Some Contemporaries of Guru Nanak and some who came later but developed their theories similar to Guru Nanak’s on the basis of their own ‘bibek budhi’:

Guru Nanak (1469-1539):

Nicolaus Copernicus, Poland, (1473-1543). They shared the modern concept of Cosmos.

Martin Luther, Germany (1483-1546). Guru, had he met him, would have advised him against attempting reformation of Christianity because a religion can never be reformed.

Vasco da Gama, Portugal (1460-1524). Michelangelo, Italy (1475-1564).
Henry VIII, England (1491-1547).
Babur, Uzbekistan (1483-1530). Started Mogul dynasty in India.
Galileo, Italy (1564-1642) believer in Copernicus cosmic view; spent last nine years of his life under house arrest by the Pope for contradicting Bible which claims Earth as the center of the Universe.

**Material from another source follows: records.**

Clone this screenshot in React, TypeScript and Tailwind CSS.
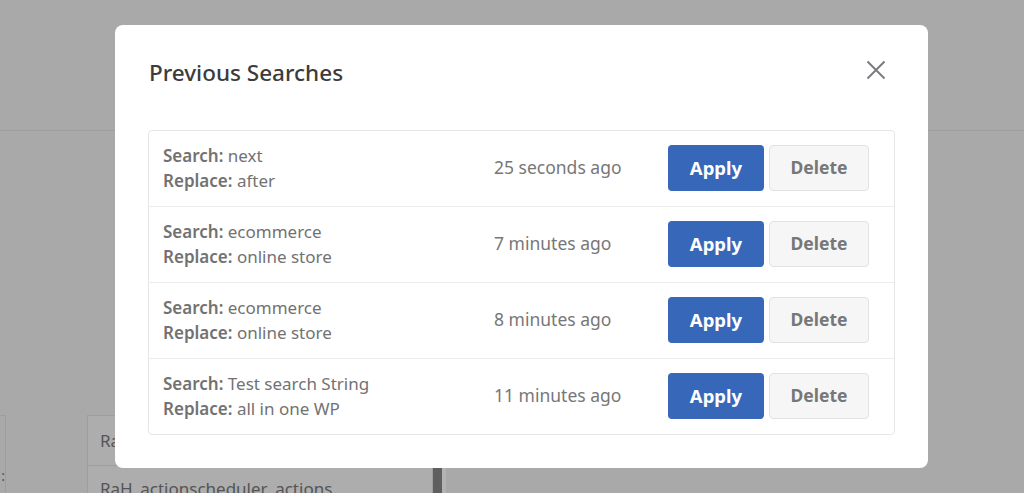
const searches = [
  { search: 'next', replace: 'after', time: '25 seconds ago' },
  { search: 'ecommerce', replace: 'online store', time: '7 minutes ago' },
  { search: 'ecommerce', replace: 'online store', time: '8 minutes ago' },
  { search: 'Test search String', replace: 'all in one WP', time: '11 minutes ago' },
];

const App = () => {
  return (
    <div className="relative h-[493px] w-full overflow-hidden bg-[#a9a9a9] font-['Noto_Sans',sans-serif]">
      {/* page under the overlay */}
      <div className="h-[131px] border-b border-[#9e9e9e]"></div>
      <div className="flex pt-[284px]">
        <div className="w-[6px] h-[80px] border-r border-t border-[#9e9e9e] text-[#555] text-sm flex items-end justify-end leading-none pb-3">:</div>
        <div className="ml-[81px] w-[346px] border border-[#9e9e9e] bg-[#adadad] text-[#555] text-[17px]">
          <div className="h-[50px] flex items-center px-3 border-b border-[#9e9e9e]">Ra</div>
          <div className="h-[40px] flex items-center px-3 mt-[3px]">RaH_actionscheduler_actions</div>
        </div>
        <div className="mt-[53px] w-[9px] h-[40px] bg-[#5f5f5f]"></div>
        <div className="mt-[53px] w-[4px] h-[40px] bg-[#b3b3b3]"></div>
      </div>

      {/* modal */}
      <div className="absolute left-[115px] top-[25px] w-[813px] h-[443px] bg-white rounded-lg px-[33px] pt-[30px]">
        <div className="flex items-center justify-between h-[36px]">
          <h2 className="text-[22.5px] font-medium text-[#3c3c3c] pl-px">Previous Searches</h2>
          <button className="text-[#7b7b80] mr-[9px] -mt-[7px]">
            <svg width="20" height="20" viewBox="0 0 20 20" fill="none" stroke="currentColor" strokeWidth="2">
              <path d="M1.5 1.5L18.5 18.5M18.5 1.5L1.5 18.5" />
            </svg>
          </button>
        </div>
        <div className="mt-[39px] border border-[#e6e6e6] rounded-[4px]">
          {searches.map((s, i) => (
            <div
              key={i}
              className={`flex items-center pl-[14px] pr-[25px] pb-[2px] ${i < searches.length - 1 ? 'h-[76px] border-b border-[#ececec]' : 'h-[75px]'}`}
            >
              <div className="w-[331px] text-[17px] leading-[25px] text-[#727272]">
                <div><span className="font-semibold">Search:</span> {s.search}</div>
                <div><span className="font-semibold">Replace:</span> {s.replace}</div>
              </div>
              <div className="flex-1 text-[17.5px] text-[#777]">{s.time}</div>
              <button className="w-[96px] h-[46px] rounded-[4px] bg-[#3767b8] text-white font-bold text-[18.5px]">
                Apply
              </button>
              <button className="ml-[5px] w-[100px] h-[46px] rounded-[4px] bg-[#f6f6f6] border border-[#e3e3e3] text-[#777] font-bold text-[17.5px]">
                Delete
              </button>
            </div>
          ))}
        </div>
      </div>
    </div>
  );
};

export default App;
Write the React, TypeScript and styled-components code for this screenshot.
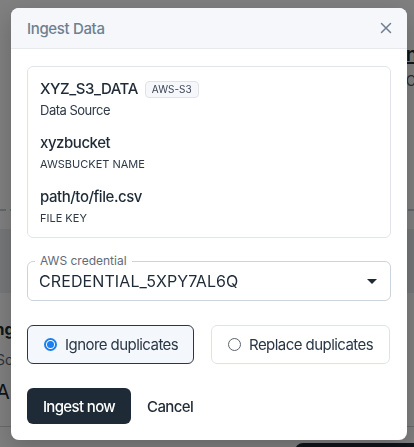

Environmentalism (2015) What a refreshing change from the Vatican, in Galileo’s time and now. Pope Francis Encyclical on climate change (2015) is very refreshing and completely opposite to his predecessors’ actions. It took the world 500 years to catch up with Guru Nanak, and yet not all the world.

Charles Darwin (1809-1882) published his ‘On the Origin of Species by means of natural Selection, in 1859, 300 years after Guru Nanak had expressed it in his hymns.

Alfred Wagner (1880-1930), Germany hypothesized in 1912 that the continents are slowly drifting around the Earth. He too had used his bibek budhi, as Guru Nanak did, by observing the coast lines of world’s oceans and got laughed at because he could not explain the mechanism. Answers came half a century later with advancement in science.